* **OBJECTIVE**:
Restate all the material verbatim, except for the pictures.

* **GIVEN DATA**:
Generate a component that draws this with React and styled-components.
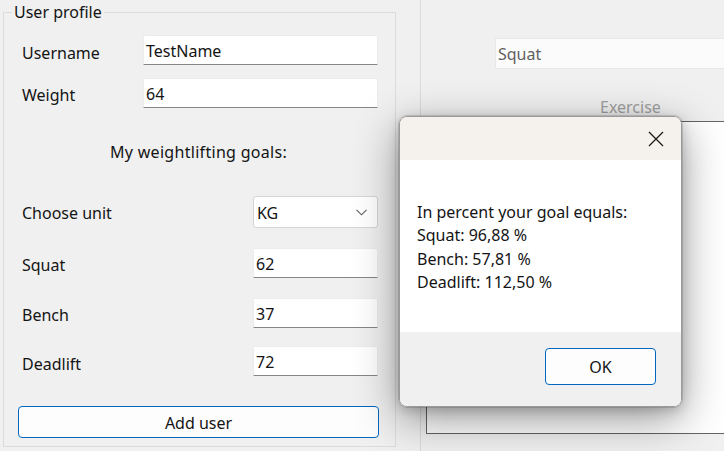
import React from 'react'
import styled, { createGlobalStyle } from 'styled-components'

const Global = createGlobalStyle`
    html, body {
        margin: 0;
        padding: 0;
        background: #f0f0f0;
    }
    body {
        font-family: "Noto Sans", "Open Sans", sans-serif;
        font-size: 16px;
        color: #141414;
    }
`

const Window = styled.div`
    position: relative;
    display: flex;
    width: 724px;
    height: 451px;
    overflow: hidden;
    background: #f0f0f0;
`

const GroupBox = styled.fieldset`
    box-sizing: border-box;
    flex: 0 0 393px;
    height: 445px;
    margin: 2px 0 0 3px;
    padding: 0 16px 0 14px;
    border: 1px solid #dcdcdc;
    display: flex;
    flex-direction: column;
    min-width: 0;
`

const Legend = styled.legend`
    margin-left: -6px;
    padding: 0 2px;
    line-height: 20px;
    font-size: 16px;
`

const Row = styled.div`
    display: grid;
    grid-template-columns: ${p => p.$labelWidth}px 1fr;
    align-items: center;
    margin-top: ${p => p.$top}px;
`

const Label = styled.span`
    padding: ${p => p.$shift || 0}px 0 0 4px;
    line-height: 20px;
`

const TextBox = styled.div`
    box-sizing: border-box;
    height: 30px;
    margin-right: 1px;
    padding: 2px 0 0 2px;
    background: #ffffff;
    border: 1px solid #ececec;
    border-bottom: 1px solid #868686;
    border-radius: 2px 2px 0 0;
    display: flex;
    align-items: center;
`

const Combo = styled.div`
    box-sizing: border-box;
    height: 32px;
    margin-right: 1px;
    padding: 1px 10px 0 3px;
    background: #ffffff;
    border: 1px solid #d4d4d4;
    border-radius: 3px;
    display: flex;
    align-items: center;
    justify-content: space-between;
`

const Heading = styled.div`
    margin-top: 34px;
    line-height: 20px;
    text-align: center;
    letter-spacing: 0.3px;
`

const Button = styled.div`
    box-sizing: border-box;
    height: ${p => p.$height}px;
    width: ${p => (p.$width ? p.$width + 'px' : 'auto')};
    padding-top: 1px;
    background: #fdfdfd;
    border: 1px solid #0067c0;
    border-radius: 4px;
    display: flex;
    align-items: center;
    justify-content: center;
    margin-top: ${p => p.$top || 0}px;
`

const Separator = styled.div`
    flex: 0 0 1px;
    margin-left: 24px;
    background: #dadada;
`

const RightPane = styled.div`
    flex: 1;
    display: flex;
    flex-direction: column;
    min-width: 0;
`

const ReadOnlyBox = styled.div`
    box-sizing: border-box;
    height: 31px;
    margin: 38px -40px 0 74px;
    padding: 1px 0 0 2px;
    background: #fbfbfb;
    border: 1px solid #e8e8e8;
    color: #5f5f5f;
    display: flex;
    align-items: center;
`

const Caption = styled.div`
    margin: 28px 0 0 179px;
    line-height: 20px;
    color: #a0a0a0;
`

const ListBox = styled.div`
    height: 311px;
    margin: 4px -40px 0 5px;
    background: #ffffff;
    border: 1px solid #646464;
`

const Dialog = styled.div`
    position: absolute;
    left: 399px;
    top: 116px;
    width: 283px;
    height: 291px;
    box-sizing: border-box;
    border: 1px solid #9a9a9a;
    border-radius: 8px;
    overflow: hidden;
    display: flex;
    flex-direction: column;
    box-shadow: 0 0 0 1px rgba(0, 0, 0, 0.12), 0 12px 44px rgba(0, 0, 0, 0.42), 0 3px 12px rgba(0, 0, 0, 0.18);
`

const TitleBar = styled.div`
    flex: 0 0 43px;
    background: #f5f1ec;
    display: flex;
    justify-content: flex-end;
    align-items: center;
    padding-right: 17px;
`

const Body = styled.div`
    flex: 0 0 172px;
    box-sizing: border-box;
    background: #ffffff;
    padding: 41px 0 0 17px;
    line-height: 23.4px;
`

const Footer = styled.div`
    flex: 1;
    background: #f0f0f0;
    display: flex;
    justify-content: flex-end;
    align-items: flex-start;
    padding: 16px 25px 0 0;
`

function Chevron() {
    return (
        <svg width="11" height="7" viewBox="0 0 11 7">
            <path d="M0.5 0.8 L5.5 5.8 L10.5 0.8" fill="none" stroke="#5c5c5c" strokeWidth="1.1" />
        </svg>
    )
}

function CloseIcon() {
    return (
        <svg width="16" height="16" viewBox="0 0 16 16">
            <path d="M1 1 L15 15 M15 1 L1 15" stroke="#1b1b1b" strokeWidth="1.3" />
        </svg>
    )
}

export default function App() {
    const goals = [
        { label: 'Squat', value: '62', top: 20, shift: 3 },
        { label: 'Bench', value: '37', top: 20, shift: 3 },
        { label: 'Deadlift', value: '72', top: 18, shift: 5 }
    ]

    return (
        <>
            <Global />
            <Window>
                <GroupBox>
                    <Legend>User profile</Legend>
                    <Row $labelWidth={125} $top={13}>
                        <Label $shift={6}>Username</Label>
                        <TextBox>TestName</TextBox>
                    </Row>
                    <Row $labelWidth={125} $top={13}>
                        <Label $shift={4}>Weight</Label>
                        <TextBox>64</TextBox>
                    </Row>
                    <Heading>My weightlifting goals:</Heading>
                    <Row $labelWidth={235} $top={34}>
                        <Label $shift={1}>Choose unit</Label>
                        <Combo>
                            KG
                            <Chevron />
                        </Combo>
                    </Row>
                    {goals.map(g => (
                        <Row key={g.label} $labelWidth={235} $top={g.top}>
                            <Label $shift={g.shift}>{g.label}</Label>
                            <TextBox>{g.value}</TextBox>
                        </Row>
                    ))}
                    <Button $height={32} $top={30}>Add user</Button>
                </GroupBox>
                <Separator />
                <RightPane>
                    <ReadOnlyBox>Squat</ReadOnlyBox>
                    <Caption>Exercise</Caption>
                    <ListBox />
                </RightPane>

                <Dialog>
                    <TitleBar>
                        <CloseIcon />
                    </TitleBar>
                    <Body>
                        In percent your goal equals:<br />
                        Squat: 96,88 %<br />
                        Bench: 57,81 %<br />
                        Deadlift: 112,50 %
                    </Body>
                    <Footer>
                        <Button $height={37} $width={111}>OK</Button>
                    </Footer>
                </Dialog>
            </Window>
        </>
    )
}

* **REPLY**:
Generate a component that draws this with React and styled-components.
import React from 'react'
import styled, { createGlobalStyle } from 'styled-components'

const Global = createGlobalStyle`
    html, body {
        margin: 0;
        padding: 0;
        background: #f0f0f0;
    }
    body {
        font-family: "Noto Sans", "Open Sans", sans-serif;
        font-size: 16px;
        color: #141414;
    }
`

const Window = styled.div`
    position: relative;
    display: flex;
    width: 724px;
    height: 451px;
    overflow: hidden;
    background: #f0f0f0;
`

const GroupBox = styled.fieldset`
    box-sizing: border-box;
    flex: 0 0 393px;
    height: 445px;
    margin: 2px 0 0 3px;
    padding: 0 16px 0 14px;
    border: 1px solid #dcdcdc;
    display: flex;
    flex-direction: column;
    min-width: 0;
`

const Legend = styled.legend`
    margin-left: -6px;
    padding: 0 2px;
    line-height: 20px;
    font-size: 16px;
`

const Row = styled.div`
    display: grid;
    grid-template-columns: ${p => p.$labelWidth}px 1fr;
    align-items: center;
    margin-top: ${p => p.$top}px;
`

const Label = styled.span`
    padding: ${p => p.$shift || 0}px 0 0 4px;
    line-height: 20px;
`

const TextBox = styled.div`
    box-sizing: border-box;
    height: 30px;
    margin-right: 1px;
    padding: 2px 0 0 2px;
    background: #ffffff;
    border: 1px solid #ececec;
    border-bottom: 1px solid #868686;
    border-radius: 2px 2px 0 0;
    display: flex;
    align-items: center;
`

const Combo = styled.div`
    box-sizing: border-box;
    height: 32px;
    margin-right: 1px;
    padding: 1px 10px 0 3px;
    background: #ffffff;
    border: 1px solid #d4d4d4;
    border-radius: 3px;
    display: flex;
    align-items: center;
    justify-content: space-between;
`

const Heading = styled.div`
    margin-top: 34px;
    line-height: 20px;
    text-align: center;
    letter-spacing: 0.3px;
`

const Button = styled.div`
    box-sizing: border-box;
    height: ${p => p.$height}px;
    width: ${p => (p.$width ? p.$width + 'px' : 'auto')};
    padding-top: 1px;
    background: #fdfdfd;
    border: 1px solid #0067c0;
    border-radius: 4px;
    display: flex;
    align-items: center;
    justify-content: center;
    margin-top: ${p => p.$top || 0}px;
`

const Separator = styled.div`
    flex: 0 0 1px;
    margin-left: 24px;
    background: #dadada;
`

const RightPane = styled.div`
    flex: 1;
    display: flex;
    flex-direction: column;
    min-width: 0;
`

const ReadOnlyBox = styled.div`
    box-sizing: border-box;
    height: 31px;
    margin: 38px -40px 0 74px;
    padding: 1px 0 0 2px;
    background: #fbfbfb;
    border: 1px solid #e8e8e8;
    color: #5f5f5f;
    display: flex;
    align-items: center;
`

const Caption = styled.div`
    margin: 28px 0 0 179px;
    line-height: 20px;
    color: #a0a0a0;
`

const ListBox = styled.div`
    height: 311px;
    margin: 4px -40px 0 5px;
    background: #ffffff;
    border: 1px solid #646464;
`

const Dialog = styled.div`
    position: absolute;
    left: 399px;
    top: 116px;
    width: 283px;
    height: 291px;
    box-sizing: border-box;
    border: 1px solid #9a9a9a;
    border-radius: 8px;
    overflow: hidden;
    display: flex;
    flex-direction: column;
    box-shadow: 0 0 0 1px rgba(0, 0, 0, 0.12), 0 12px 44px rgba(0, 0, 0, 0.42), 0 3px 12px rgba(0, 0, 0, 0.18);
`

const TitleBar = styled.div`
    flex: 0 0 43px;
    background: #f5f1ec;
    display: flex;
    justify-content: flex-end;
    align-items: center;
    padding-right: 17px;
`

const Body = styled.div`
    flex: 0 0 172px;
    box-sizing: border-box;
    background: #ffffff;
    padding: 41px 0 0 17px;
    line-height: 23.4px;
`

const Footer = styled.div`
    flex: 1;
    background: #f0f0f0;
    display: flex;
    justify-content: flex-end;
    align-items: flex-start;
    padding: 16px 25px 0 0;
`

function Chevron() {
    return (
        <svg width="11" height="7" viewBox="0 0 11 7">
            <path d="M0.5 0.8 L5.5 5.8 L10.5 0.8" fill="none" stroke="#5c5c5c" strokeWidth="1.1" />
        </svg>
    )
}

function CloseIcon() {
    return (
        <svg width="16" height="16" viewBox="0 0 16 16">
            <path d="M1 1 L15 15 M15 1 L1 15" stroke="#1b1b1b" strokeWidth="1.3" />
        </svg>
    )
}

export default function App() {
    const goals = [
        { label: 'Squat', value: '62', top: 20, shift: 3 },
        { label: 'Bench', value: '37', top: 20, shift: 3 },
        { label: 'Deadlift', value: '72', top: 18, shift: 5 }
    ]

    return (
        <>
            <Global />
            <Window>
                <GroupBox>
                    <Legend>User profile</Legend>
                    <Row $labelWidth={125} $top={13}>
                        <Label $shift={6}>Username</Label>
                        <TextBox>TestName</TextBox>
                    </Row>
                    <Row $labelWidth={125} $top={13}>
                        <Label $shift={4}>Weight</Label>
                        <TextBox>64</TextBox>
                    </Row>
                    <Heading>My weightlifting goals:</Heading>
                    <Row $labelWidth={235} $top={34}>
                        <Label $shift={1}>Choose unit</Label>
                        <Combo>
                            KG
                            <Chevron />
                        </Combo>
                    </Row>
                    {goals.map(g => (
                        <Row key={g.label} $labelWidth={235} $top={g.top}>
                            <Label $shift={g.shift}>{g.label}</Label>
                            <TextBox>{g.value}</TextBox>
                        </Row>
                    ))}
                    <Button $height={32} $top={30}>Add user</Button>
                </GroupBox>
                <Separator />
                <RightPane>
                    <ReadOnlyBox>Squat</ReadOnlyBox>
                    <Caption>Exercise</Caption>
                    <ListBox />
                </RightPane>

                <Dialog>
                    <TitleBar>
                        <CloseIcon />
                    </TitleBar>
                    <Body>
                        In percent your goal equals:<br />
                        Squat: 96,88 %<br />
                        Bench: 57,81 %<br />
                        Deadlift: 112,50 %
                    </Body>
                    <Footer>
                        <Button $height={37} $width={111}>OK</Button>
                    </Footer>
                </Dialog>
            </Window>
        </>
    )
}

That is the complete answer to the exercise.